Start of DATASET CONTENT
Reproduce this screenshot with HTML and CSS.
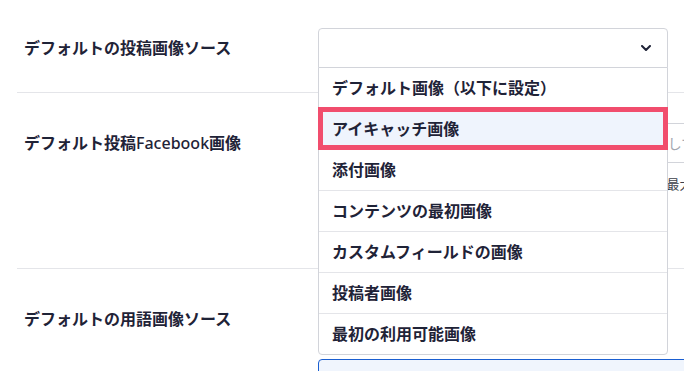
FILE: index.html
```html
<!DOCTYPE html>
<html lang="ja">

<head>
    <meta charset="UTF-8">
    <meta name="viewport" content="width=device-width, initial-scale=1.0">
    <title>画像設定</title>
    <link rel="stylesheet" href="styles.css">
</head>

<body>
    <div class="settings">
        <div class="row">
            <div class="label">デフォルトの投稿画像ソース</div>
            <div class="field">
                <div class="select-wrap">
                    <div class="select-box">
                        <svg class="chevron" width="10" height="6" viewBox="0 0 10 6">
                            <path d="M1 1l4 4 4-4" fill="none" stroke="#1f2337" stroke-width="2" stroke-linecap="round" stroke-linejoin="round"/>
                        </svg>
                    </div>
                    <ul class="select-list">
                        <li>デフォルト画像（以下に設定）</li>
                        <li class="active">アイキャッチ画像</li>
                        <li>添付画像</li>
                        <li>コンテンツの最初画像</li>
                        <li>カスタムフィールドの画像</li>
                        <li>投稿者画像</li>
                        <li>最初の利用可能画像</li>
                    </ul>
                </div>
            </div>
        </div>

        <div class="row">
            <div class="label">デフォルト投稿<span class="latin">Facebook</span>画像</div>
            <div class="field">
                <input class="text-input" type="text" placeholder="画像アドレスを入力するか、メディアから画像を選択してください">
                <div class="help">ソーシャルメディアで共有される際に使用される画像です。最大サイズは8MBです。</div>
                <div class="preview"></div>
            </div>
        </div>

        <div class="row">
            <div class="label">デフォルトの用語画像ソース</div>
            <div class="field">
                <div class="select-box plain"></div>
                <input class="text-input focused" type="text">
            </div>
        </div>
    </div>
</body>

</html>
```

FILE: styles.css
```css
body {
    margin: 0;
    background: #ffffff;
    font-family: "Noto Sans", "Noto Sans CJK JP", sans-serif;
    color: #1f2337;
    overflow: hidden;
}

.settings {
    padding-left: 17px;
    width: 820px;
}

.row {
    display: flex;
    align-items: flex-start;
    padding: 30px 0 24px;
    border-bottom: 1px solid #e4e5e9;
}

.row:first-child {
    padding-top: 28px;
}

.label {
    width: 294px;
    padding-left: 7px;
    height: 40px;
    line-height: 40px;
    font-size: 16px;
    font-weight: 700;
    white-space: nowrap;
}

.label .latin {
    font-weight: 500;
}

.field {
    display: flex;
    flex-direction: column;
}

.select-wrap {
    position: relative;
    width: 350px;
}

.select-box {
    box-sizing: border-box;
    width: 350px;
    height: 40px;
    border: 1px solid #d2d4da;
    border-radius: 4px 4px 0 0;
    background: #ffffff;
    display: flex;
    align-items: center;
    justify-content: flex-end;
    padding-right: 16px;
}

.select-box.plain {
    border-radius: 4px;
}

.select-list {
    position: absolute;
    top: 39px;
    left: 0;
    z-index: 5;
    box-sizing: border-box;
    width: 350px;
    margin: 0;
    padding: 0;
    list-style: none;
    background: #ffffff;
    border: 1px solid #d2d4da;
    border-radius: 0 0 4px 4px;
}

.select-list li {
    height: 40px;
    line-height: 40px;
    padding-left: 13px;
    font-size: 16px;
    font-weight: 700;
    border-top: 1px solid #e4e5e9;
}

.select-list li:first-child {
    border-top: none;
}

.select-list li.active {
    background: #eff4fd;
    outline: 5px solid #f14d6d;
    outline-offset: -4px;
}

.text-input {
    box-sizing: border-box;
    width: 480px;
    height: 40px;
    border: 1px solid #d2d4da;
    border-radius: 4px;
    padding: 0 14px;
    font-family: "Noto Sans CJK JP", sans-serif;
    font-size: 14px;
    background: #ffffff;
}

.text-input::placeholder {
    color: #a3a7b1;
}

.text-input.focused {
    margin-top: 20px;
    border-color: #1a5fd1;
    background: #f0f5fd;
}

.help {
    margin-top: 12px;
    line-height: 18px;
    font-family: "Noto Sans CJK JP", sans-serif;
    font-size: 13px;
    color: #3c3f4a;
    white-space: nowrap;
}

.preview {
    margin-top: 11px;
    width: 120px;
    height: 40px;
    background: #f3f4f6;
}
```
End of DATASET CONTENT
> [WHAT YOU NEED TO DO]:
Reproduce the material word for word, minus the images.

> [REPLY TO THE EXERCISE]:
Reproduce this screenshot with HTML and CSS.
FILE: index.html
```html
<!DOCTYPE html>
<html lang="ja">

<head>
    <meta charset="UTF-8">
    <meta name="viewport" content="width=device-width, initial-scale=1.0">
    <title>画像設定</title>
    <link rel="stylesheet" href="styles.css">
</head>

<body>
    <div class="settings">
        <div class="row">
            <div class="label">デフォルトの投稿画像ソース</div>
            <div class="field">
                <div class="select-wrap">
                    <div class="select-box">
                        <svg class="chevron" width="10" height="6" viewBox="0 0 10 6">
                            <path d="M1 1l4 4 4-4" fill="none" stroke="#1f2337" stroke-width="2" stroke-linecap="round" stroke-linejoin="round"/>
                        </svg>
                    </div>
                    <ul class="select-list">
                        <li>デフォルト画像（以下に設定）</li>
                        <li class="active">アイキャッチ画像</li>
                        <li>添付画像</li>
                        <li>コンテンツの最初画像</li>
                        <li>カスタムフィールドの画像</li>
                        <li>投稿者画像</li>
                        <li>最初の利用可能画像</li>
                    </ul>
                </div>
            </div>
        </div>

        <div class="row">
            <div class="label">デフォルト投稿<span class="latin">Facebook</span>画像</div>
            <div class="field">
                <input class="text-input" type="text" placeholder="画像アドレスを入力するか、メディアから画像を選択してください">
                <div class="help">ソーシャルメディアで共有される際に使用される画像です。最大サイズは8MBです。</div>
                <div class="preview"></div>
            </div>
        </div>

        <div class="row">
            <div class="label">デフォルトの用語画像ソース</div>
            <div class="field">
                <div class="select-box plain"></div>
                <input class="text-input focused" type="text">
            </div>
        </div>
    </div>
</body>

</html>
```

FILE: styles.css
```css
body {
    margin: 0;
    background: #ffffff;
    font-family: "Noto Sans", "Noto Sans CJK JP", sans-serif;
    color: #1f2337;
    overflow: hidden;
}

.settings {
    padding-left: 17px;
    width: 820px;
}

.row {
    display: flex;
    align-items: flex-start;
    padding: 30px 0 24px;
    border-bottom: 1px solid #e4e5e9;
}

.row:first-child {
    padding-top: 28px;
}

.label {
    width: 294px;
    padding-left: 7px;
    height: 40px;
    line-height: 40px;
    font-size: 16px;
    font-weight: 700;
    white-space: nowrap;
}

.label .latin {
    font-weight: 500;
}

.field {
    display: flex;
    flex-direction: column;
}

.select-wrap {
    position: relative;
    width: 350px;
}

.select-box {
    box-sizing: border-box;
    width: 350px;
    height: 40px;
    border: 1px solid #d2d4da;
    border-radius: 4px 4px 0 0;
    background: #ffffff;
    display: flex;
    align-items: center;
    justify-content: flex-end;
    padding-right: 16px;
}

.select-box.plain {
    border-radius: 4px;
}

.select-list {
    position: absolute;
    top: 39px;
    left: 0;
    z-index: 5;
    box-sizing: border-box;
    width: 350px;
    margin: 0;
    padding: 0;
    list-style: none;
    background: #ffffff;
    border: 1px solid #d2d4da;
    border-radius: 0 0 4px 4px;
}

.select-list li {
    height: 40px;
    line-height: 40px;
    padding-left: 13px;
    font-size: 16px;
    font-weight: 700;
    border-top: 1px solid #e4e5e9;
}

.select-list li:first-child {
    border-top: none;
}

.select-list li.active {
    background: #eff4fd;
    outline: 5px solid #f14d6d;
    outline-offset: -4px;
}

.text-input {
    box-sizing: border-box;
    width: 480px;
    height: 40px;
    border: 1px solid #d2d4da;
    border-radius: 4px;
    padding: 0 14px;
    font-family: "Noto Sans CJK JP", sans-serif;
    font-size: 14px;
    background: #ffffff;
}

.text-input::placeholder {
    color: #a3a7b1;
}

.text-input.focused {
    margin-top: 20px;
    border-color: #1a5fd1;
    background: #f0f5fd;
}

.help {
    margin-top: 12px;
    line-height: 18px;
    font-family: "Noto Sans CJK JP", sans-serif;
    font-size: 13px;
    color: #3c3f4a;
    white-space: nowrap;
}

.preview {
    margin-top: 11px;
    width: 120px;
    height: 40px;
    background: #f3f4f6;
}
```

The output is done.